Adding something innocuous to the syntax might be a compromise. What do you think of this?

new A<use B, C>(D);
foo(new A<use B, C>(D));

@jorissteyn
Copy link

I believe other languages don't have this problem because in java, c#, etc there is no ambiguity in using '<>' in expressions like this. And hack, which already implements generics, infers the type from the arguments so they don't have this issue to begin with.

Another approach would be to simply allow for the ambiguity, introducing a BC break for all valid expressions which are also valid new- or instanceof-statements using the '<>' type alias list.

This can not be done with the LR(1) parser currently used, but bison supports GLR parsers. It's a minor change in code really. The shift/reduce conflict generated by the '<>' construct will cause the parser to branch off, following both paths until one path fails, or allowing to specify which branch has precedence when both paths succeed.

For example, below statements would still work (no BC break):

class Test {
  public function __toString() {
    return 'A';
  }
}

var_dump(new Test<stdClass);
var_dump(new Test<stdClass, stdClass> 'A');
var_dump(new Test<stdClass && stdClass > 'A');
echo new Test<stdClass;
echo new Test<stdClass, stdClass> 'A';
echo new Test<stdClass && stdClass > 'A';
bool(true)
bool(true)
bool(true)
bool(true)
1111

And these statements would be BC breakages:

class Test<X, Y> {
  public function __toString() {
    return 'A';
  }
}

define('stdClass', 'B');

var_dump(new Test<stdClass, stdClass>(1));
echo new Test<stdClass, stdClass>(1);
object(Test)#1 (0) {
}
A

I believe the chance of BC breakage in the wild is very small, because the existing code would have to use an argument- or echo-list with a new/instanceof statement without parenthesis in one argument and be comparing it with the LT operator against a global constant, and a second argument comparing a global constant with GT against an expression enclosed in parenthesis. What are the odds?

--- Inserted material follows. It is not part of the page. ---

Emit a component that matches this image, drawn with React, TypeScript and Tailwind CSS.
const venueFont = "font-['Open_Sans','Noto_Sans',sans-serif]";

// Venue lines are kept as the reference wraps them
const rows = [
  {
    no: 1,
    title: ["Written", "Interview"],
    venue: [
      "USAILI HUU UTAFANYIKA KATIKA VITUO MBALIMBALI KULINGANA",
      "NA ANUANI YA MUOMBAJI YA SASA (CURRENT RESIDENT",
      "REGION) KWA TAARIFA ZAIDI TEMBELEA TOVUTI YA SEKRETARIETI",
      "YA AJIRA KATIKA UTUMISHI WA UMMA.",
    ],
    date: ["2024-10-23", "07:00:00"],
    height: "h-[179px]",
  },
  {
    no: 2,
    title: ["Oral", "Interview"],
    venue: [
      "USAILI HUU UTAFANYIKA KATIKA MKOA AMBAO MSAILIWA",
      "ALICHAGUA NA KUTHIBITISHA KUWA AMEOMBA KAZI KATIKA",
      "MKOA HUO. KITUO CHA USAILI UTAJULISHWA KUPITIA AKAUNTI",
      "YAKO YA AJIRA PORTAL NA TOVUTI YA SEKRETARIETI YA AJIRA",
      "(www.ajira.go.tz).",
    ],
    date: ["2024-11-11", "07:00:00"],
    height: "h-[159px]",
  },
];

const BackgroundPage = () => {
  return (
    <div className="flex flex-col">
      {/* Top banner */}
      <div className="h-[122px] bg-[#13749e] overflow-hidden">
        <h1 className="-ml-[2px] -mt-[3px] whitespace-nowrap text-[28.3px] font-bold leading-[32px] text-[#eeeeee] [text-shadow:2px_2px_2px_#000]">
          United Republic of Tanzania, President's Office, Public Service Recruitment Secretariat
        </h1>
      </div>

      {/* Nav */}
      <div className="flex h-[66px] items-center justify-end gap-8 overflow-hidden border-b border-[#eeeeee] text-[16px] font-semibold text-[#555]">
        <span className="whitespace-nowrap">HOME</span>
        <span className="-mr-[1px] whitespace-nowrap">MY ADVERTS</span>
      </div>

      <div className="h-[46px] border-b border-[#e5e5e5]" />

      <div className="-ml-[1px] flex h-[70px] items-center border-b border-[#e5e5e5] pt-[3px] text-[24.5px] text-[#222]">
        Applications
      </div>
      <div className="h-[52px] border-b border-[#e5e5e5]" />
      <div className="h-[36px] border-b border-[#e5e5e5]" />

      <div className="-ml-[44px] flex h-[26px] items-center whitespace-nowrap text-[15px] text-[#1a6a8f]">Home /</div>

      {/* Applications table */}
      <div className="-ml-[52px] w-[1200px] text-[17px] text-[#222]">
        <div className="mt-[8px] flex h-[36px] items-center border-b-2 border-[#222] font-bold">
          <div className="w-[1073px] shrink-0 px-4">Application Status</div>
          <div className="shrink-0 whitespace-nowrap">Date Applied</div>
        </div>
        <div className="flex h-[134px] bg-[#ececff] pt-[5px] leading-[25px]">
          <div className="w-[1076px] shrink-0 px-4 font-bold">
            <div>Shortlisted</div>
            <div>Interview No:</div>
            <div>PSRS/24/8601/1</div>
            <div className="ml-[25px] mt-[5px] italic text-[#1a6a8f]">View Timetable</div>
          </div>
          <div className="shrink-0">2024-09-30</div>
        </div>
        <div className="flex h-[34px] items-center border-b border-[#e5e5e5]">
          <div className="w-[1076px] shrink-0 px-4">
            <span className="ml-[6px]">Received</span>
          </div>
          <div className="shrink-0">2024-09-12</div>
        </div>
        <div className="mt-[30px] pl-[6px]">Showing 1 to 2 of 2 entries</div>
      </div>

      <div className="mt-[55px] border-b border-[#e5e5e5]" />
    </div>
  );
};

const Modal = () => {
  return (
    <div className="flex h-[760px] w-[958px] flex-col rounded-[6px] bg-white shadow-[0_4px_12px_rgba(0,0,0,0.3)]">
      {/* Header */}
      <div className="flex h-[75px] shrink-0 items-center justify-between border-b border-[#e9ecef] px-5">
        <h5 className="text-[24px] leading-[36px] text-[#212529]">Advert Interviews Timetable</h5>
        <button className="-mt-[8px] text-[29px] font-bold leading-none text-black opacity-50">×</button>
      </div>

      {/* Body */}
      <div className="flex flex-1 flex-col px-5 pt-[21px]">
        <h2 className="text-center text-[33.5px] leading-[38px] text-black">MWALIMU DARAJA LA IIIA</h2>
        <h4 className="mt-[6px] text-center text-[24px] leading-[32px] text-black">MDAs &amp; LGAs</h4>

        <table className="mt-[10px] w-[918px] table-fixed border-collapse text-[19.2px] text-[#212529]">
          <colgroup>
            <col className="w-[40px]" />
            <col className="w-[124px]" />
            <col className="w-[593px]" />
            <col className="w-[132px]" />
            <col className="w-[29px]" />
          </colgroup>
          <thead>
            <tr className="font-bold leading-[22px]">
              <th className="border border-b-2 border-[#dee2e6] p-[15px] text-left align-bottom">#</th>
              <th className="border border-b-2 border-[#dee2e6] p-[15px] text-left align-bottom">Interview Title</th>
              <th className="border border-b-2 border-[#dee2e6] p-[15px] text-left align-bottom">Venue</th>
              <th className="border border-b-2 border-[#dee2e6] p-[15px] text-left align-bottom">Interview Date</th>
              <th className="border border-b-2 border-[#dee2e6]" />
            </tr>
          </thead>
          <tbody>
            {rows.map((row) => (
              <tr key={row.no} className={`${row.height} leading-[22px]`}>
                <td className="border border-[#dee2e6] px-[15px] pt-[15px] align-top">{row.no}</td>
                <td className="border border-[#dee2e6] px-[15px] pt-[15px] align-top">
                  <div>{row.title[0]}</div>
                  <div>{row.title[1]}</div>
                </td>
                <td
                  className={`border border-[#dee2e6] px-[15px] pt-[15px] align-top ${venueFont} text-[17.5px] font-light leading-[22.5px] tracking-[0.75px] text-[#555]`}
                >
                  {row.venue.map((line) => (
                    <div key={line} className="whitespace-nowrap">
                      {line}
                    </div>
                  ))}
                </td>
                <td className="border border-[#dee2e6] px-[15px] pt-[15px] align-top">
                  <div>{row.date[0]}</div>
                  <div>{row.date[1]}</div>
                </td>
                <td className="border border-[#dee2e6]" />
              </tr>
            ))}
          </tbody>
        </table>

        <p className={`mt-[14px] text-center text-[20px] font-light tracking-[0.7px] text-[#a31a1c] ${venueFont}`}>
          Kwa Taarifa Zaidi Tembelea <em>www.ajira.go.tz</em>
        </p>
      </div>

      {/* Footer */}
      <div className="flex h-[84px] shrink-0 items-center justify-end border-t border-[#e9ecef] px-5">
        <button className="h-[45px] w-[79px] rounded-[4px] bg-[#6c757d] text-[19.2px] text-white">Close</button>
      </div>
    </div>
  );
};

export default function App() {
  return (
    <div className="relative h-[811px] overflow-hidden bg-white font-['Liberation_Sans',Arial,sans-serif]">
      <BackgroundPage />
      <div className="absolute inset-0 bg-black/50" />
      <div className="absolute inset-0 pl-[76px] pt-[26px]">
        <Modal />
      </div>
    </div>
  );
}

Porting old code to support the new rules would be easy:

var_dump(new Test()<stdClass, stdClass>(1));

Or:

var_dump((new Test<stdClass), stdClass>(1));

Does this make any sense?

@mindplay-dk

This comment has been minimized.

@nikic
Copy link
Collaborator

nikic commented Nov 7, 2019

PHP does not have a comma operator.

@someniatko
Copy link

I think he meant comma as separator for function args in construction like this:

call (new Date < FOO, BAR > ('now') )

#42 (comment)

@mindplay-dk
Copy link
Collaborator

PHP does not have a comma operator.

Ha! 😆 Well, that explains why nobody's using it.

@mindplay-dk
Copy link
Collaborator

We may need to make this bit of syntax whitespace-sensitive then?

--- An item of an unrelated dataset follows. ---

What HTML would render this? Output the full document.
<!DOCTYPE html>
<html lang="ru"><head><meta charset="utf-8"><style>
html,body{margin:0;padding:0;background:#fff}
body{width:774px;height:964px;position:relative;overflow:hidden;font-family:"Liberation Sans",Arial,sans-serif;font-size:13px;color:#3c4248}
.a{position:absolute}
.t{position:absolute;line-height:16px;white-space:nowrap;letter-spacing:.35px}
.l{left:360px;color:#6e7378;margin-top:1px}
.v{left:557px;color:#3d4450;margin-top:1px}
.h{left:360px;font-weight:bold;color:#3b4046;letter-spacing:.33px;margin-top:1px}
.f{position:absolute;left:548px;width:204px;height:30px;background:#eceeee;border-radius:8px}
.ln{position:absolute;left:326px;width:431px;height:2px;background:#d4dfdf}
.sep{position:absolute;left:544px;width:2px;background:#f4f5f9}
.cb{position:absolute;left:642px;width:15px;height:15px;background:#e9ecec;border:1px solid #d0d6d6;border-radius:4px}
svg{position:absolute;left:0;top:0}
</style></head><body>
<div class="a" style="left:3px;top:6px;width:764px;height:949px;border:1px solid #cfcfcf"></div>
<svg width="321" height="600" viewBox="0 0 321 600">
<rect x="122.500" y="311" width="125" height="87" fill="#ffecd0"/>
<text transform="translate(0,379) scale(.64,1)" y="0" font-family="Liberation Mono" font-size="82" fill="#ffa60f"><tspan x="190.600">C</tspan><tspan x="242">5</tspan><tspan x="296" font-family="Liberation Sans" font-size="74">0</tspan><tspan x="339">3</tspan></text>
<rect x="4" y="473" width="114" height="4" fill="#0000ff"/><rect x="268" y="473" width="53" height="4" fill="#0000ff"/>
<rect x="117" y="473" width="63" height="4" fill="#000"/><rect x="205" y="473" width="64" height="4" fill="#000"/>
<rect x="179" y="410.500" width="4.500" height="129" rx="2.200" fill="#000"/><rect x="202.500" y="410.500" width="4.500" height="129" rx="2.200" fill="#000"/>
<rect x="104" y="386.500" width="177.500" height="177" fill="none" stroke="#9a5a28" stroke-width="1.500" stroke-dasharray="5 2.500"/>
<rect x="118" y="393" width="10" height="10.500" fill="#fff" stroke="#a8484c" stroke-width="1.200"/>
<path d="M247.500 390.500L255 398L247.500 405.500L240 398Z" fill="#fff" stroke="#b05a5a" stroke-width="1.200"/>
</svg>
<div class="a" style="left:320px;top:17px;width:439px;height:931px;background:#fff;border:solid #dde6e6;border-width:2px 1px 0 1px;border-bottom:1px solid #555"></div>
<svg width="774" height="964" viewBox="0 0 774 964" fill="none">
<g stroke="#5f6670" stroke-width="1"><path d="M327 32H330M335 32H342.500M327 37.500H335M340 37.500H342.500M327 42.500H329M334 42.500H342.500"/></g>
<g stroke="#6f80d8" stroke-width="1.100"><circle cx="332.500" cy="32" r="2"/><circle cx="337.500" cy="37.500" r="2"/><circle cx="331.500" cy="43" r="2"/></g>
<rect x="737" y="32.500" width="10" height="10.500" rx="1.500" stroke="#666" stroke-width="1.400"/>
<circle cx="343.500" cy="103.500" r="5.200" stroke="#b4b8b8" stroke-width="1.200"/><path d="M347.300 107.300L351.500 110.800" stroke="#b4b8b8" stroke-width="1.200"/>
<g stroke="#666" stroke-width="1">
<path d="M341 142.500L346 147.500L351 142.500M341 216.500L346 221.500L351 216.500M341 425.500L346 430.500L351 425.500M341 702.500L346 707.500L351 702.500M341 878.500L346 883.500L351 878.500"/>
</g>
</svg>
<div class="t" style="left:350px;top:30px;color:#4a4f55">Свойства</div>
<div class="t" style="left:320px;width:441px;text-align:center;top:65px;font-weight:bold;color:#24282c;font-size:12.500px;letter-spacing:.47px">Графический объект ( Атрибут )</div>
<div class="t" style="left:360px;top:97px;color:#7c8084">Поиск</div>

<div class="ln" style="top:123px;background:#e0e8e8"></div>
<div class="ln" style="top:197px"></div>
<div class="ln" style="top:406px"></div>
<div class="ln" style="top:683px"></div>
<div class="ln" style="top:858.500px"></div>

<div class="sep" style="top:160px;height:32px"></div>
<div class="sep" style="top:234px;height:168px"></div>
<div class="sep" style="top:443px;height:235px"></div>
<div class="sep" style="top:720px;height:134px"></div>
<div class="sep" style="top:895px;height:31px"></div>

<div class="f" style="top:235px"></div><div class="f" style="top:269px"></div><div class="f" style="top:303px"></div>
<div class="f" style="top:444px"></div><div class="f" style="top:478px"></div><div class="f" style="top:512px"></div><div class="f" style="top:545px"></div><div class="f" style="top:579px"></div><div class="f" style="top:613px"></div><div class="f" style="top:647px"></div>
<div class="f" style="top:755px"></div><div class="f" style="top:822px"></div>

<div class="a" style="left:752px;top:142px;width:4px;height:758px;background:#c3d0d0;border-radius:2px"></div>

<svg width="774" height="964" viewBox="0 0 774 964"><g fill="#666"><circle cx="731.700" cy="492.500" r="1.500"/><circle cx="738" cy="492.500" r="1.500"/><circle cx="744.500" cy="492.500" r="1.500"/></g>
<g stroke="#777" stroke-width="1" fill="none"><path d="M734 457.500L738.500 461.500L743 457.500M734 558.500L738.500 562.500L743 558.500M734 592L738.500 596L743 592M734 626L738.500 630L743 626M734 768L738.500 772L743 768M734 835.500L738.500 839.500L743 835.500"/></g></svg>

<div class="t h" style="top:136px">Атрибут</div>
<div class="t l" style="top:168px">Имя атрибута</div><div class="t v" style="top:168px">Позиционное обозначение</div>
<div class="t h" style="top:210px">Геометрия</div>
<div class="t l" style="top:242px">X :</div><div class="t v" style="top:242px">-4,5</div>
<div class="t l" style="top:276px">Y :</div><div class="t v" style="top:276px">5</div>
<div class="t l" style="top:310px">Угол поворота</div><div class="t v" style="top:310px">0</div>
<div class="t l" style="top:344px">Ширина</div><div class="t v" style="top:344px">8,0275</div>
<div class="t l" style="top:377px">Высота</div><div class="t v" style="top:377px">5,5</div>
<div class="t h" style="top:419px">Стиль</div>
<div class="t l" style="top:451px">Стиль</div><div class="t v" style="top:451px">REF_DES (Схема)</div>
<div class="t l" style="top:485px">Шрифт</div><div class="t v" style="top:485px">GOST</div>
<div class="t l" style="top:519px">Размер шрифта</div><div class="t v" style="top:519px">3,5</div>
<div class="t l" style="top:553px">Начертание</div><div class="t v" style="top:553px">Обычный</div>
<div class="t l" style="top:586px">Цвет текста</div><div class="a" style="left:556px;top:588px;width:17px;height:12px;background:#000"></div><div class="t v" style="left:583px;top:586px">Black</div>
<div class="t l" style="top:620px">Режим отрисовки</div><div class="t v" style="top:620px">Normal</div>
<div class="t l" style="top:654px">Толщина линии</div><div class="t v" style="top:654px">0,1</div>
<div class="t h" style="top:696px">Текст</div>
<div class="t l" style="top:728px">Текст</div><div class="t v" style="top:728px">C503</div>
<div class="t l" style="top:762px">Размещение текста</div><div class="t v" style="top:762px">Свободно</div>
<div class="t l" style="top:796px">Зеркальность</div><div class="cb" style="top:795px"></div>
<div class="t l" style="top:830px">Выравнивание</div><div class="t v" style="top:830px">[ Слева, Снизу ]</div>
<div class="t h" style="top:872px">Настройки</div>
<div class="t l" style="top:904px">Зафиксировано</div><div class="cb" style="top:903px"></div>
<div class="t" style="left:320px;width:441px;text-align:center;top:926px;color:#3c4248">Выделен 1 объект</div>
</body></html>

call( new X<Y, Z> ('now') );    // generics
call( new X < Y, Z > ('now') ); // comparison operators

Obviously that kind of goes against the nature of the language, but considering...

X<Y>             // looks like generics
X < Y ...        // looks like comparison

X<Y, Z> ...      // looks like generics
X < Y, Z > ...   // looks like comparison

X< Y, Z > ...    // probably looks more like generics?

That is X< definitely looks like the start of a generic type-expression, and X < looks like the start of an expression - so, if there's no space between the name and < operator, we can make the parser prioritize generics over expressions maybe?

I mean, there might be existing code that looks like this:

call(new Date<FOO, BAR>('now'));

But who would put extra parens around a string and why?

The worst-case realistic version of that probably is this:

call(new Date<FOO, BAR>'now');

If we prioritize a valid generic expression, there's no ambiguity here, right? I mean, there's a pretty serious visual ambiguity - but once we add generics, the parse tree where the start of this expression is interpreted as generics doesn't result in a valid parse tree for the whole expression, so it should be possible for this particular case, right?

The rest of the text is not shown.